§ What you are asked to do
Go through the data below and gather each line containing "styles".

§ Collected data
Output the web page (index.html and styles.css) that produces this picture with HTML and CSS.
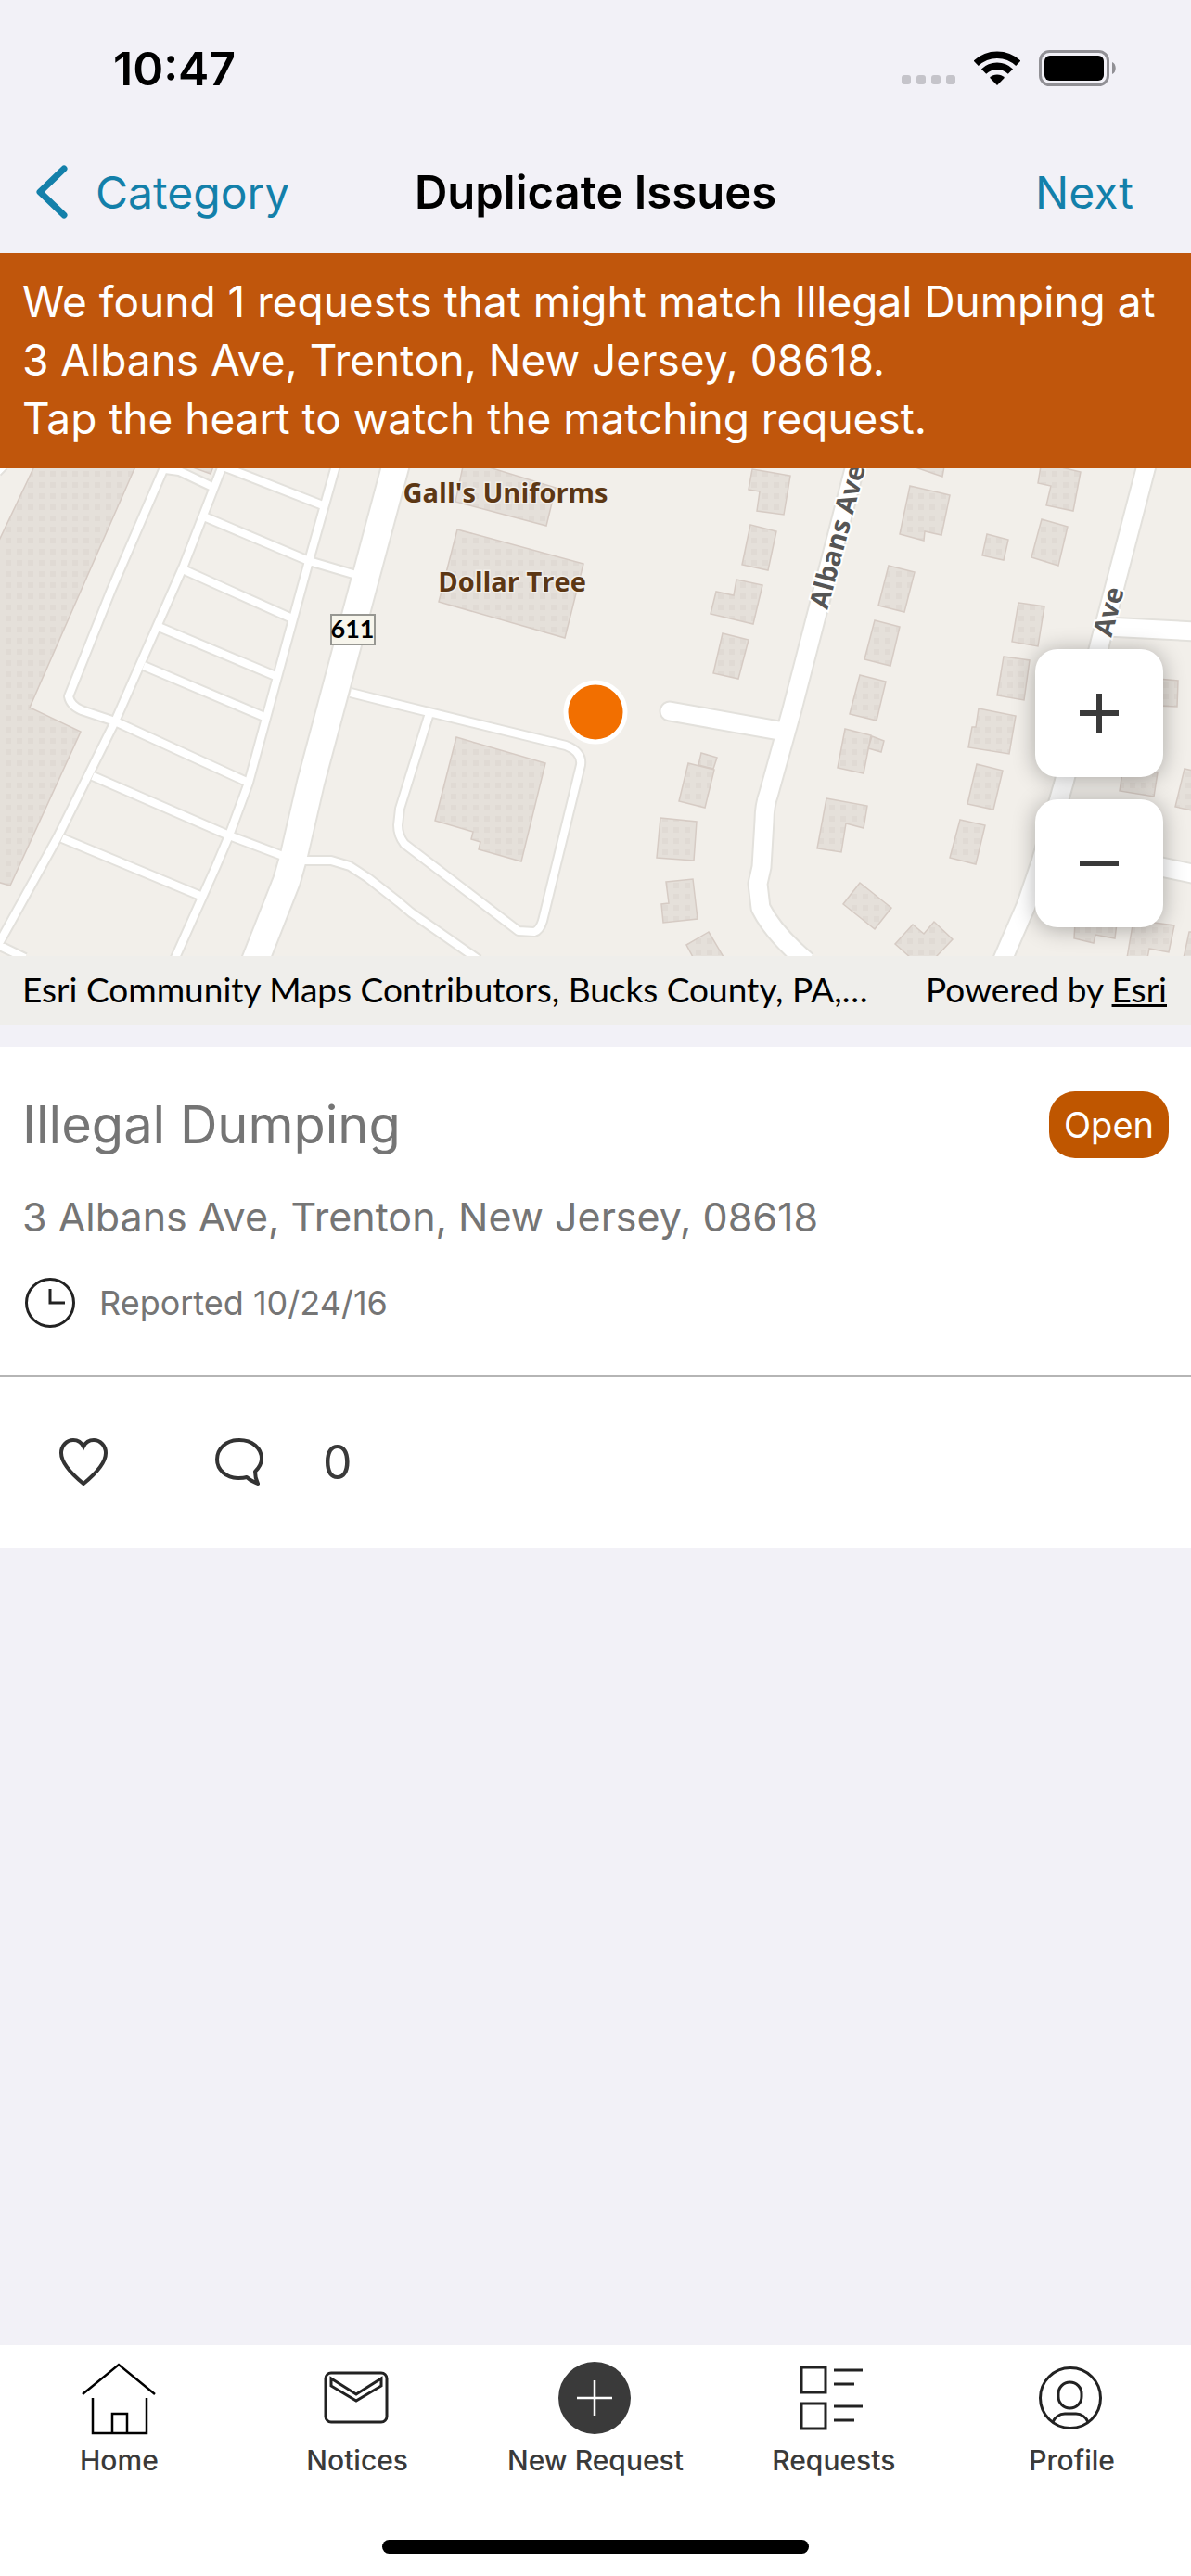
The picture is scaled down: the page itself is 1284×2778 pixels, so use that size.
FILE: index.html
```
<!DOCTYPE html>
<html lang="en">
<head>
    <meta charset="UTF-8">
    <meta name="viewport" content="width=device-width, initial-scale=1.0">
    <title>Duplicate Issues</title>
    <link rel="stylesheet" href="styles.css">
</head>
<body>
    <div class="status-bar">
        <span class="time">10:47</span>
        <div class="status-icons">
            <svg width="58" height="10" viewBox="0 0 58 10" class="signal">
                <rect x="0" width="10" height="10" rx="3"/>
                <rect x="16" width="10" height="10" rx="3"/>
                <rect x="32" width="10" height="10" rx="3"/>
                <rect x="48" width="10" height="10" rx="3"/>
            </svg>
            <svg width="50" height="38" viewBox="0 0 50 38">
                <path d="M2.2 13.3A33 33 0 0 1 47.8 13.3M10.6 22.1A20.7 20.7 0 0 1 39.4 22.1" fill="none" stroke="#000" stroke-width="7.5"/>
                <path d="M17 28.7A11.5 11.5 0 0 1 33 28.7L25 37z"/>
            </svg>
            <svg width="84" height="40" viewBox="0 0 84 40">
                <rect x="1.5" y="1.5" width="73" height="36" rx="10" fill="none" stroke="#919095" stroke-width="3"/>
                <rect x="6" y="6" width="64" height="27" rx="6"/>
                <path d="M79 13C84 15 84 24 79 26z" fill="#919095"/>
            </svg>
        </div>
    </div>

    <header class="nav">
        <button class="nav-btn back">
            <svg width="34" height="58" viewBox="0 0 34 58" fill="none" stroke="#1380aa" stroke-width="7" stroke-linecap="round" stroke-linejoin="round"><path d="M30 4L4 29L30 54"/></svg>
            Category
        </button>
        <h1>Duplicate Issues</h1>
        <button class="nav-btn next">Next</button>
    </header>

    <p class="banner">We found 1 requests that might match Illegal Dumping at 3 Albans Ave, Trenton, New Jersey, 08618.<br>Tap the heart to watch the matching request.</p>

    <main>
        <section class="map">
            <svg class="map-canvas" viewBox="0 0 1284 526" preserveAspectRatio="xMidYMid slice">
                <defs>
                    <pattern id="dots" width="12" height="12" patternUnits="userSpaceOnUse">
                        <rect width="12" height="12" fill="#e5e0da"/>
                        <rect x="6" y="3" width="6" height="6" fill="#e0dad4"/>
                    </pattern>
                    <g id="lanes">
                        <path d="M178 -3L120 131L74 246Q76 256 88 261L124 273L268 339"/>
                        <path d="M240 -3L198 105L124 273L62 398L-2 514L27 528"/>
                        <path d="M362 -3L333 100L268 339L247 396L233 429L188 530"/>
                        <path d="M178 1L193 3L229 20M243 -1L348 40M222 53L333 100L384 115"/>
                        <path d="M197 109L315 162M171 171L297 224M155 213L285 268"/>
                        <path d="M100 332L247 396L305 418M67 399L216 461M-3 4L4 -3"/>
                        <path d="M378 242L430 255L610 299Q628 306 626 320L585 488Q582 498 576 500L559 499L436 405Q429 396 429 385L431 367L463 264"/>
                        <path d="M325 423H357L377 429L397 442L430 468L443 479L516 530"/>
                    </g>
                    <g id="streets">
                        <path d="M722 262L840 283" stroke-linecap="round"/>
                        <path d="M922 -3L854 260L829 350Q824 364 824 380L821 430L817 448L820 474Q834 502 870 532"/>
                        <path d="M1236 -3L1186 188L1147 339L1122 425L1106 472L1080 532"/>
                        <path d="M1193 171L1290 176M1125 403L1290 438"/>
                    </g>
                    <path id="highway" d="M427 -5L335 339L317 417L309 445L274 534"/>
                </defs>
                <rect width="1284" height="526" fill="#f2efea"/>

                <!-- buildings -->
                <g fill="url(#dots)" stroke="#d6cbc4" stroke-width="1.5">
                    <path d="M-3 82L37 -2H146L32 258L87 284L11 450L-3 446z"/>
                    <path d="M205 -2L227 6L230 -2zM499 -2H524L599 21L589 62L491 36z"/>
                    <path d="M493 66L629 103L609 183L473 144z"/>
                    <path d="M492 290L588 318L562 424L516 411L518 403L508 400L510 392L469 380z"/>
                    <path d="M811 1L852 8L845 50L816 46L819 25L807 23zM809 61L837 68L828 110L800 104z"/>
                    <path d="M794 120L822 126L812 168L766 157L772 133L791 137zM779 178L807 185L796 227L769 221z"/>
                    <path d="M756 307L773 312L769 324L753 320zM742 318L770 325L760 366L732 359z"/>
                    <path d="M712 377L751 381L748 423L708 420zM718 446L747 443L752 486L715 490L713 470L721 469z"/>
                    <path d="M740 514L764 500L780 527H747z"/>
                    <path d="M984 -2L1016 9L1018 -2zM981 19L1024 29L1015 72L997 68L996 78L970 71z"/>
                    <path d="M1064 71L1087 77L1082 99L1059 94zM1122 -2H1140L1165 4L1157 46L1128 40L1133 19L1119 16z"/>
                    <path d="M1123 55L1151 63L1141 105L1112 96zM958 105L986 112L975 155L947 148z"/>
                    <path d="M943 164L970 171L960 213L932 206zM927 223L955 230L945 272L916 265z"/>
                    <path d="M911 281L939 288L931 329L903 323zM940 289L953 294L950 306L936 302z"/>
                    <path d="M891 356L935 364L931 388L912 383L907 414L881 410zM927 447L961 474L943 497L909 470z"/>
                    <path d="M984 492L996 502L1007 489L1027 508L1008 528H982L965 513z"/>
                    <path d="M1098 145L1126 149L1119 192L1091 187zM1082 203L1110 207L1104 250L1075 245z"/>
                    <path d="M1055 259L1095 267L1088 308L1044 301L1048 279L1052 279z"/>
                    <path d="M1053 319L1081 326L1071 368L1043 362zM1035 379L1062 385L1052 427L1024 420z"/>
                    <path d="M1248 227L1270 229L1269 257L1246 256zM1211 322L1248 328L1244 354L1207 348z"/>
                    <path d="M1277 324L1290 327V370L1267 365zM1159 490H1204L1202 507L1181 503L1179 512L1158 507z"/>
                    <path d="M1222 487L1266 493L1260 522L1239 518L1237 528H1215zM1282 500H1290V528H1276z"/>
                </g>

                <!-- roads: casing first, then the white fill -->
                <g fill="none" stroke="#e3e1dc" stroke-linejoin="round">
                    <use href="#lanes" stroke-width="12"/>
                    <use href="#streets" stroke-width="23"/>
                    <use href="#highway" stroke-width="32"/>
                </g>
                <g fill="none" stroke="#fff" stroke-linejoin="round">
                    <use href="#lanes" stroke-width="8"/>
                    <use href="#streets" stroke-width="19"/>
                    <use href="#highway" stroke-width="28"/>
                </g>

                <rect x="357" y="158" width="47" height="32" fill="#f7f5ec" stroke="#979792" stroke-width="2"/>
                <text class="shield" x="380" y="183" text-anchor="middle">611</text>
                <text class="poi" x="545" y="37" text-anchor="middle">Gall's Uniforms</text>
                <text class="poi" x="552" y="133" text-anchor="middle">Dollar Tree</text>
                <text class="street" transform="translate(892 153) rotate(-75)">Albans Ave</text>
                <text class="street" transform="translate(1198 183) rotate(-75)">Ave</text>

                <circle cx="642" cy="263" r="32" fill="#f26f00" stroke="#fff" stroke-width="5"/>
            </svg>
            <div class="zoom">
                <button aria-label="Zoom in"><svg width="42" height="42" viewBox="0 0 42 42" stroke="#3a3a3a" stroke-width="6"><path d="M0 21H42M21 0V42"/></svg></button>
                <button aria-label="Zoom out"><svg width="42" height="42" viewBox="0 0 42 42" stroke="#3a3a3a" stroke-width="6"><path d="M0 21H42"/></svg></button>
            </div>
        </section>
        <div class="attribution">
            <span class="credits">Esri Community Maps Contributors, Bucks County, PA,…</span>
            <span>Powered by <a href="#">Esri</a></span>
        </div>

        <article class="card">
            <div class="card-body">
                <div class="card-head">
                    <h2>Illegal Dumping</h2>
                    <span class="badge">Open</span>
                </div>
                <p class="address">3 Albans Ave, Trenton, New Jersey, 08618</p>
                <p class="reported">
                    <svg width="54" height="54" viewBox="0 0 54 54" fill="none" stroke="#222" stroke-width="3"><circle cx="27" cy="27" r="25.5"/><path d="M27 12V27H43"/></svg>
                    Reported 10/24/16
                </p>
            </div>
            <div class="actions">
                <button aria-label="Watch">
                    <svg width="52" height="52" viewBox="0 0 52 52" fill="none" stroke="#333" stroke-width="4"><path d="M26 49C15 40 2 28 2 16C2 8 8 2 15 2C20 2 24 5 26 9C28 5 32 2 37 2C44 2 50 8 50 16C50 28 37 40 26 49z"/></svg>
                </button>
                <button class="comments">
                    <svg width="52" height="52" viewBox="0 0 52 52" fill="none" stroke="#333" stroke-width="4" stroke-linejoin="round"><path d="M34 42C31 43 28 43 25 43C12 43 2 34 2 23C2 11 12 2 26 2C40 2 50 11 50 22C50 28 47 32 43 36C43 41 44 45 46 49C42 47 38 46 34 42z"/></svg>
                    0
                </button>
            </div>
        </article>
    </main>

    <nav class="tabs">
        <a href="#">
            <svg width="80" height="80" viewBox="0 0 80 80" fill="none" stroke="#000" stroke-width="2.5"><path d="M1 35L40 3L79 35M12 39V77H70V39M33 77V56H49V77"/></svg>
            Home
        </a>
        <a href="#">
            <svg width="80" height="80" viewBox="0 0 80 80" fill="none" stroke="#222" stroke-width="3"><rect x="6" y="12" width="66" height="53" rx="6"/><path d="M12 18L39 35L66 18V26L39 42L12 26z"/></svg>
            Notices
        </a>
        <a href="#">
            <svg width="80" height="80" viewBox="0 0 80 80"><circle cx="39" cy="39" r="39" fill="#3a3a3a"/><path d="M20 39H58M39 20V58" stroke="#fff" stroke-width="2.5"/></svg>
            New Request
        </a>
        <a href="#">
            <svg width="80" height="80" viewBox="0 0 80 80" fill="none" stroke="#222" stroke-width="3"><path d="M5 6H31V33H5zM5 45H31V72H5zM40 9H71M40 24H62M40 48H71M40 63H62"/></svg>
            Requests
        </a>
        <a href="#">
            <svg width="80" height="80" viewBox="0 0 80 80" fill="none" stroke="#222" stroke-width="3"><circle cx="38" cy="39" r="32.5"/><rect x="25" y="22" width="25" height="28" rx="12.5"/><path d="M19 65C21 60 26 56 32 56H44C50 56 55 60 57 65"/></svg>
            Profile
        </a>
        <div class="home-indicator"></div>
    </nav>
</body>
</html>
```
FILE: styles.css
```
* {
    box-sizing: border-box;
}
body {
    margin: 0;
    min-height: 100vh;
    display: flex;
    flex-direction: column;
    font-family: Inter, 'Liberation Sans', sans-serif;
    background-color: #f2f1f7;
    color: #000;
}
h1, h2, p {
    margin: 0;
    font-weight: 400;
}
button {
    padding: 0;
    border: none;
    background: none;
    font-family: inherit;
    color: inherit;
    cursor: pointer;
}
svg {
    display: block;
    flex-shrink: 0;
}

/* status bar and navigation */
.status-bar {
    height: 141px;
    padding: 6px 80px 0 122px;
    display: flex;
    align-items: center;
    justify-content: space-between;
}
.time {
    font-size: 50px;
    font-weight: 600;
}
.status-icons {
    display: flex;
    align-items: center;
    gap: 20px;
}
.signal {
    margin-bottom: 3px;
    fill: #c5c4ca;
    align-self: flex-end;
}
.nav {
    height: 132px;
    padding: 0 39px;
    display: grid;
    grid-template-columns: 1fr auto 1fr;
    align-items: center;
}
.nav h1 {
    font-size: 49px;
    font-weight: 600;
}
.nav-btn {
    font-size: 48px;
    color: #1380aa;
}
.back {
    display: flex;
    align-items: center;
    gap: 30px;
}
.next {
    justify-self: end;
    padding-right: 23px;
}
.banner {
    padding: 21px 24px 22px;
    background-color: #c0560c;
    color: #fff;
    font-size: 46px;
    line-height: 63px;
}

/* map */
.map {
    position: relative;
}
.map-canvas {
    width: 100%;
    height: 526px;
}
.poi, .street, .shield {
    font-family: 'Open Sans', sans-serif;
    font-size: 29px;
    font-weight: 700;
}
.poi {
    fill: #5c3714;
    stroke: #f2efea;
    stroke-width: 3px;
    paint-order: stroke;
}
.street {
    fill: #555;
    stroke: #fff;
    stroke-width: 4px;
    paint-order: stroke;
}
.shield {
    font-family: Lato, sans-serif;
    font-size: 27px;
}
.zoom {
    position: absolute;
    right: 30px;
    bottom: 31px;
    display: flex;
    flex-direction: column;
    gap: 24px;
}
.zoom button {
    width: 138px;
    height: 138px;
    display: flex;
    align-items: center;
    justify-content: center;
    border-radius: 24px;
    background-color: #fff;
    box-shadow: 0 2px 24px rgba(0, 0, 0, 0.3);
}
.attribution {
    display: flex;
    justify-content: space-between;
    gap: 24px;
    padding: 0 26px 2px 24px;
    background-color: #efeeeb;
    font-family: Lato, sans-serif;
    font-size: 37px;
    line-height: 72px;
    white-space: nowrap;
}
.credits {
    overflow: hidden;
    text-overflow: ellipsis;
}
.attribution a {
    color: inherit;
}

/* request card */
.card {
    margin-top: 24px;
    background-color: #fff;
    color: #757575;
}
.card-body {
    padding: 48px 24px 51px;
    border-bottom: 2px solid #b5b5b5;
}
.card-head {
    display: flex;
    align-items: center;
    justify-content: space-between;
}
.card-head h2 {
    font-size: 56px;
    line-height: 72px;
}
.badge {
    padding: 0 16px;
    border-radius: 28px;
    background-color: #bf5600;
    color: #fff;
    font-size: 38px;
    line-height: 72px;
}
.address {
    margin-top: 35px;
    font-size: 43px;
    line-height: 56px;
}
.reported {
    margin-top: 38px;
    padding-left: 3px;
    display: flex;
    align-items: center;
    gap: 26px;
    font-size: 36px;
}
.actions {
    height: 184px;
    padding: 0 64px;
    display: flex;
    align-items: center;
    gap: 116px;
    color: #3a3a3a;
}
.comments {
    display: flex;
    align-items: center;
    gap: 64px;
    font-size: 50px;
}

/* tab bar */
.tabs {
    position: relative;
    height: 249px;
    margin-top: auto;
    padding-top: 18px;
    display: grid;
    grid-template-columns: repeat(5, 1fr);
    background-color: #fff;
}
.tabs a {
    display: flex;
    flex-direction: column;
    align-items: center;
    gap: 8px;
    color: #3a3a3a;
    font-size: 30px;
    font-weight: 500;
    line-height: 36px;
    text-decoration: none;
}
.home-indicator {
    position: absolute;
    left: 50%;
    bottom: 24px;
    width: 460px;
    height: 15px;
    margin-left: -230px;
    border-radius: 8px;
    background-color: #000;
}
```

§ Completed exercise
Output the web page (index.html and styles.css) that produces this picture with HTML and CSS.
    <link rel="stylesheet" href="styles.css">
FILE: styles.css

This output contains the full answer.